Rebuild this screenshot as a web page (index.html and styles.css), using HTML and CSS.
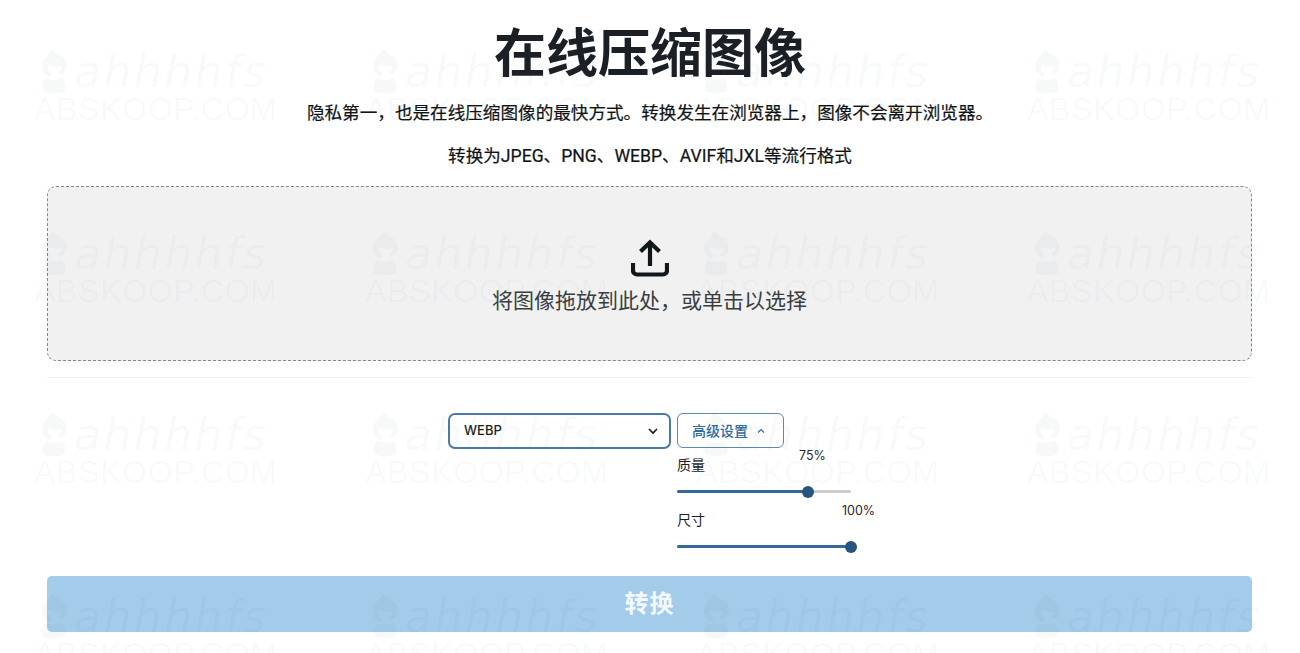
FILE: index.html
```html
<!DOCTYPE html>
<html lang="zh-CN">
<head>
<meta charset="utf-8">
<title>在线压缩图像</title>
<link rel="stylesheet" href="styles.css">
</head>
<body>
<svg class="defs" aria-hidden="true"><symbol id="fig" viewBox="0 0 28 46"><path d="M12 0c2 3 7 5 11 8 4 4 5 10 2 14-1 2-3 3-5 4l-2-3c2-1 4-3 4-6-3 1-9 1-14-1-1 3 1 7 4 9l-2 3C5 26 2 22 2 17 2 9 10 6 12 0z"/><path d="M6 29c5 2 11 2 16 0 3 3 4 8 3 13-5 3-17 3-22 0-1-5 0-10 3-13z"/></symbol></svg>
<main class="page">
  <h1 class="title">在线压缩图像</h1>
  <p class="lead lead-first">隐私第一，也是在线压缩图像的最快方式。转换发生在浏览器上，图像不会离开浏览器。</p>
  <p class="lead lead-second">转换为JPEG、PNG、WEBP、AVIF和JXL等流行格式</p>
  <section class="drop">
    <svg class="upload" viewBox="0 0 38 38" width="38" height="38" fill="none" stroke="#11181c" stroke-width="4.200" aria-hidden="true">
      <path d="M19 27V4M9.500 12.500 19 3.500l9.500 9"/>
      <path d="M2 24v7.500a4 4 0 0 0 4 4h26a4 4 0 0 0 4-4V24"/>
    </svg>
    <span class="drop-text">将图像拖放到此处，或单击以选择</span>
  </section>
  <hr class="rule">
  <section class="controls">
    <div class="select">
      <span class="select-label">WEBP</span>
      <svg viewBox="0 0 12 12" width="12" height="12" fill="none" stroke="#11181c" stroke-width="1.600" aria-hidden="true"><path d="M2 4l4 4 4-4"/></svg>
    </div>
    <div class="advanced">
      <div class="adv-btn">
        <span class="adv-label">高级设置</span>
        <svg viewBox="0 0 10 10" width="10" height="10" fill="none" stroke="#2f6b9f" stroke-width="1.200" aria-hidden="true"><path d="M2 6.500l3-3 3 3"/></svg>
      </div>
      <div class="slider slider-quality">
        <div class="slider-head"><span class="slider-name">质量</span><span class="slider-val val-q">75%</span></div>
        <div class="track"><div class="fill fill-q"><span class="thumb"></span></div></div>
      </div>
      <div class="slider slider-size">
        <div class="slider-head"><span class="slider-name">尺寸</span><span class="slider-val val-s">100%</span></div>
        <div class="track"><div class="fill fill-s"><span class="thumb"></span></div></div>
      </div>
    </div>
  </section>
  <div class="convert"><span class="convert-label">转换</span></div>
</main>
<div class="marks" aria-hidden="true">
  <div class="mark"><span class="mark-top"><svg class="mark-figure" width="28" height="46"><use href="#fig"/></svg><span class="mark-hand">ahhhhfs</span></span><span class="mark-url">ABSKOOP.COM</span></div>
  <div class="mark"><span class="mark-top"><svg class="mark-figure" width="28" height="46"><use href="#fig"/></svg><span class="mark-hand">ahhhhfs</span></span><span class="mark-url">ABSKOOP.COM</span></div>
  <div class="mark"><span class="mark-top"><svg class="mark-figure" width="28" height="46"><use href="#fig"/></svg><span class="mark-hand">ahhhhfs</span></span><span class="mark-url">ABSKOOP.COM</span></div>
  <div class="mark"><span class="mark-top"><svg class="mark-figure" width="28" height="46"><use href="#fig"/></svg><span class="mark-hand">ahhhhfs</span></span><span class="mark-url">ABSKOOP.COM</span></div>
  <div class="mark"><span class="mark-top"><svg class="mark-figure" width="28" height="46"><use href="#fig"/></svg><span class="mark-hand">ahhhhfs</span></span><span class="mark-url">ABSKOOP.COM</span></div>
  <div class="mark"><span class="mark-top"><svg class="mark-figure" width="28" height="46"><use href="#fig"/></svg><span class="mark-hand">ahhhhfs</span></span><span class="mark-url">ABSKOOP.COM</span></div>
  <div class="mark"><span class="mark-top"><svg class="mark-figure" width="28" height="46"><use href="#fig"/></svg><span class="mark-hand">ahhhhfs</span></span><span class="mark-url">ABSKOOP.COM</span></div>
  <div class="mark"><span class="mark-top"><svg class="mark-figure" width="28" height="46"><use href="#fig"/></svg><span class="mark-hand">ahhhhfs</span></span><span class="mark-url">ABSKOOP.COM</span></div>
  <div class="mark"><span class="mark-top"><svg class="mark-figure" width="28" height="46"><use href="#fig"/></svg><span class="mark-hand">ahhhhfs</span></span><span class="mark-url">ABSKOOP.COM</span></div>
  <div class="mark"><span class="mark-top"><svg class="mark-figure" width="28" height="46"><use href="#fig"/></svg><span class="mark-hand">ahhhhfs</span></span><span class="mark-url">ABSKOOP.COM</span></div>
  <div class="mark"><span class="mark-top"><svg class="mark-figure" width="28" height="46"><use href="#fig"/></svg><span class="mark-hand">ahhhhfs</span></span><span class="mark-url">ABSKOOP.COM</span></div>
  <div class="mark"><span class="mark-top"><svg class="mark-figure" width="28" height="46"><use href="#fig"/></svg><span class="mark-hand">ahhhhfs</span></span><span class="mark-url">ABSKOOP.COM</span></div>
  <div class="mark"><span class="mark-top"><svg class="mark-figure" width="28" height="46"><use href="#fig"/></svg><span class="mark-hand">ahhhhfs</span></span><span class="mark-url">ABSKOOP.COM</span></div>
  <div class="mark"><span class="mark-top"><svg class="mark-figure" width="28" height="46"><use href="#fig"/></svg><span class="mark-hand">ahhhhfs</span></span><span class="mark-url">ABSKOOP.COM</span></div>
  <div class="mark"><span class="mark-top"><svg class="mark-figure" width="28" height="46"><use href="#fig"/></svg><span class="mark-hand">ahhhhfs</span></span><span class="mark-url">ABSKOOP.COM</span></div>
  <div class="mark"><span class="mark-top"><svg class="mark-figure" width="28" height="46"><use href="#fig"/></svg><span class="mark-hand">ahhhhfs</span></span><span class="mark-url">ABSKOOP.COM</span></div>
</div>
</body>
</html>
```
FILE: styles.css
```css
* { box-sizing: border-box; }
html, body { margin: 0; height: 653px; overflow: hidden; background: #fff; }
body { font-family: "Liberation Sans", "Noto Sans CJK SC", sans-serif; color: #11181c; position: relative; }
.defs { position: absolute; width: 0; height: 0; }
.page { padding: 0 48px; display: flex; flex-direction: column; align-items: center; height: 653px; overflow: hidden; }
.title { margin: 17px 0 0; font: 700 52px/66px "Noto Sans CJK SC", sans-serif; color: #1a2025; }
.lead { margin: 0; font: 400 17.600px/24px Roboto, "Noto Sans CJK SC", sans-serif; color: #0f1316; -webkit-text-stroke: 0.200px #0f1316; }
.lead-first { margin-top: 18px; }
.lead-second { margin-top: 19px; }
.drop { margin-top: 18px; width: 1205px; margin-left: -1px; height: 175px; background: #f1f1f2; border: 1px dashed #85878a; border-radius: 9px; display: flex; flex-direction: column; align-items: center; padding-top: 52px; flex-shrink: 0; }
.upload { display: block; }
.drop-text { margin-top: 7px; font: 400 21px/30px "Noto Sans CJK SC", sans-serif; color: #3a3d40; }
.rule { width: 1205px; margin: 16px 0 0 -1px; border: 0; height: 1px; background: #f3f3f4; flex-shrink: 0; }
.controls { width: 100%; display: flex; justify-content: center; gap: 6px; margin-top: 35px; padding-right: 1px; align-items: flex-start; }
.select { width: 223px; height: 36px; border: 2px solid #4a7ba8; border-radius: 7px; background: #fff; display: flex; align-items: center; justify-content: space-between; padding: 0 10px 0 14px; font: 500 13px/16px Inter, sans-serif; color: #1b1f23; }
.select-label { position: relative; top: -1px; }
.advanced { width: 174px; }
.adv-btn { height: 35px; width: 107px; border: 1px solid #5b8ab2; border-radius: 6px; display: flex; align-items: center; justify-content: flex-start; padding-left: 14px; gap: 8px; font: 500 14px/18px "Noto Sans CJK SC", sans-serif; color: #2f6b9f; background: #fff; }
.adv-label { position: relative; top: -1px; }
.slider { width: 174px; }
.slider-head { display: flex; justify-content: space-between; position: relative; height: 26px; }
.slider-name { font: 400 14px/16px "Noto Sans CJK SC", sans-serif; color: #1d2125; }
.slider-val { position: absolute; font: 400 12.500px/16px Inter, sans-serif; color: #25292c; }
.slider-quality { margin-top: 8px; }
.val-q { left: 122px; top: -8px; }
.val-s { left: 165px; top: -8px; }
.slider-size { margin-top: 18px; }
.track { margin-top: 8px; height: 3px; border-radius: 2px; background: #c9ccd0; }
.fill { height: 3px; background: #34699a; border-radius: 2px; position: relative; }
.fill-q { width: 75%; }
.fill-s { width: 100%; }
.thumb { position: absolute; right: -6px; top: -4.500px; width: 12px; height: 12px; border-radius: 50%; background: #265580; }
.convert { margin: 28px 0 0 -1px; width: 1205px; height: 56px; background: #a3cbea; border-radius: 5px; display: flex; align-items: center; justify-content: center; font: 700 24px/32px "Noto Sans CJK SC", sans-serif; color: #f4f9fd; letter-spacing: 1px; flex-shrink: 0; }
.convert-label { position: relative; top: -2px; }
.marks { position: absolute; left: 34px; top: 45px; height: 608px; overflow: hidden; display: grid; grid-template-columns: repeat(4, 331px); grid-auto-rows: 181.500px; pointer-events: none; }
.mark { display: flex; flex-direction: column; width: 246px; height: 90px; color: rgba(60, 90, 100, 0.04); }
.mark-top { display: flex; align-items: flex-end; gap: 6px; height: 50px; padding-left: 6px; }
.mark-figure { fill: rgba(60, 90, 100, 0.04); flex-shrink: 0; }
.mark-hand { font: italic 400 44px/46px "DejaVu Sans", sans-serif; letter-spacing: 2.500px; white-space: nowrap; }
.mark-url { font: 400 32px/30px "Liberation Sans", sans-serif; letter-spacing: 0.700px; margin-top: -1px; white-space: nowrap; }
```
□ □ □ □ □
Show all lines above holding "index".

▶ **Full solution**
Rebuild this screenshot as a web page (index.html and styles.css), using HTML and CSS.
FILE: index.html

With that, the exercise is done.